[Problem to solve]
Write out all lines holding the word "React".

┄┄┄┄┄┄┄┄┄┄┄┄┄┄┄┄┄┄┄┄

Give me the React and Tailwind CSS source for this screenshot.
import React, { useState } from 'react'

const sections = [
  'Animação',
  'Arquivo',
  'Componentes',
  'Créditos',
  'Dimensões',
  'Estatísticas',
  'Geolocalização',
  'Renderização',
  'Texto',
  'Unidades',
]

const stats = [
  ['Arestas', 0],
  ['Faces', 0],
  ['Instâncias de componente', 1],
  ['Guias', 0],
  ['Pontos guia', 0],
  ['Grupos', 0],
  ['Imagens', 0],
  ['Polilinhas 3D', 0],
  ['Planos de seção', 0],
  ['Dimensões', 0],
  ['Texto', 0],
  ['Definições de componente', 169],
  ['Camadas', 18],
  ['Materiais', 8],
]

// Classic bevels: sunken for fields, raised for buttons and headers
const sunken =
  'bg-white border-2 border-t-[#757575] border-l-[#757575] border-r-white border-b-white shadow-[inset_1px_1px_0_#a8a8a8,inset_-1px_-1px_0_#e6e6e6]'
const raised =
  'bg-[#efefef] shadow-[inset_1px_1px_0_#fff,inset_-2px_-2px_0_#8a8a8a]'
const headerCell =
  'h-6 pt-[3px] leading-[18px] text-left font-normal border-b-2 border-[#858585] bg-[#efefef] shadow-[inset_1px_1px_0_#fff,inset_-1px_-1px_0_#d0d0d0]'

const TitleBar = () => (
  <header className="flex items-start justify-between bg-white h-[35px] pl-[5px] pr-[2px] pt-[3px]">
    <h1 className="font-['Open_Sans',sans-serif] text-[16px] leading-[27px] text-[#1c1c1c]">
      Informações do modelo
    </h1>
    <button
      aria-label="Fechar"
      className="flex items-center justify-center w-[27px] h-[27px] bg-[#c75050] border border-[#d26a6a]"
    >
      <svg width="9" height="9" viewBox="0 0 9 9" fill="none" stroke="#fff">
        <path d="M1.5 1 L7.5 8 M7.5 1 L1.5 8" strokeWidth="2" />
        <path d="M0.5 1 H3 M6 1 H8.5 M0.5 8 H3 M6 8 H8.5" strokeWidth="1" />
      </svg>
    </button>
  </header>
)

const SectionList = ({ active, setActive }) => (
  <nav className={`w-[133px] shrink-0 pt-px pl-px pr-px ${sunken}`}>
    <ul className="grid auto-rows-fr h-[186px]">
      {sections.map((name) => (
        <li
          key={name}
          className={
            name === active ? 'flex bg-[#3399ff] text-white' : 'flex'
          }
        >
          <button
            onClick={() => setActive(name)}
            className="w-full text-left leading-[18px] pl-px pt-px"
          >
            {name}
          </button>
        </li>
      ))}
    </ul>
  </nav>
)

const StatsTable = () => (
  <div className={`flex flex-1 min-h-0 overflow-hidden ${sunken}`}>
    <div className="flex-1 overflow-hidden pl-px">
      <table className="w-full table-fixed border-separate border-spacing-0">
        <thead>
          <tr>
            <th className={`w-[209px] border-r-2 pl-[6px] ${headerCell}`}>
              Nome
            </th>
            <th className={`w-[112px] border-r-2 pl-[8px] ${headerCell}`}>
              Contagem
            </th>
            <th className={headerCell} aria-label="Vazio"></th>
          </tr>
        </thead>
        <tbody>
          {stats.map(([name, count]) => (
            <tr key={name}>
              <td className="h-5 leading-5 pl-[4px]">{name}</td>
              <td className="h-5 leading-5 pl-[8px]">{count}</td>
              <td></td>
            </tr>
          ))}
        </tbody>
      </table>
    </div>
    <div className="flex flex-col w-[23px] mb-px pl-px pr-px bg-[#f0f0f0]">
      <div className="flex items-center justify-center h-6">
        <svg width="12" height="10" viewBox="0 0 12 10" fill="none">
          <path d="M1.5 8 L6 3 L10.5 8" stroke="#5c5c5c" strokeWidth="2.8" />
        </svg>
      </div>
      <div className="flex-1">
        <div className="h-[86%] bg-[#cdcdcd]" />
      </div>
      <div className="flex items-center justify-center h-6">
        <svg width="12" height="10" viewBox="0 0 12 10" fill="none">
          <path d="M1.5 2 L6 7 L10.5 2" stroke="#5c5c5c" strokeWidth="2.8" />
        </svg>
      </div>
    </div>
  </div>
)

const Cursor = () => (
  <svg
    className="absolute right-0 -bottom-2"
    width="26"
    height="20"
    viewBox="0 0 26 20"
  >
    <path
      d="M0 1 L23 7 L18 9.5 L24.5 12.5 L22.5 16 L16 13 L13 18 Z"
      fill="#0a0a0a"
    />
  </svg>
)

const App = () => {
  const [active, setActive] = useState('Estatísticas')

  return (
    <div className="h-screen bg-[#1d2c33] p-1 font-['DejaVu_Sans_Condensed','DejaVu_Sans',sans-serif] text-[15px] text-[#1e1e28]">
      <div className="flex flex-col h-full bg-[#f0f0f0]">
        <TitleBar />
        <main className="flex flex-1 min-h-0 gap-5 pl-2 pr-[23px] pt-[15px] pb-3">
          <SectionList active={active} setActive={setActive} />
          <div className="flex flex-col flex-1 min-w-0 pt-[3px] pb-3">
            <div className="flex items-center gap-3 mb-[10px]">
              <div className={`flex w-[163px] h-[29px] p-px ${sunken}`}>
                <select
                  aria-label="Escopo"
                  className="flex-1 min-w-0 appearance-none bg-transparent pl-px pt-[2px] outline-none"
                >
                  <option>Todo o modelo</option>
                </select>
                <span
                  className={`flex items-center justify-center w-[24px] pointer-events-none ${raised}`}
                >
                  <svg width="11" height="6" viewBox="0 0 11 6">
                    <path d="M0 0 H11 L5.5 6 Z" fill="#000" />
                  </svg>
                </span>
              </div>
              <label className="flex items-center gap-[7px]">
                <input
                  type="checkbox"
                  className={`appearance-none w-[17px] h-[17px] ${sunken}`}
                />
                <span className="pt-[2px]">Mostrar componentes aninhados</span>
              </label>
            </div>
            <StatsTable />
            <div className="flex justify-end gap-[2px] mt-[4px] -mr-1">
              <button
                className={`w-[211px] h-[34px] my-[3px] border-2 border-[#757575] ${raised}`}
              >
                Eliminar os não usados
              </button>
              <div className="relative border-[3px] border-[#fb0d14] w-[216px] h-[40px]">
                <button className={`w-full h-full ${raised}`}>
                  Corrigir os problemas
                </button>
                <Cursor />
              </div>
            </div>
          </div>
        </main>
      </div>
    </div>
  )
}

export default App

┄┄┄┄┄┄┄┄┄┄┄┄┄┄┄┄┄┄┄┄

[Problem solution]
Give me the React and Tailwind CSS source for this screenshot.
import React, { useState } from 'react'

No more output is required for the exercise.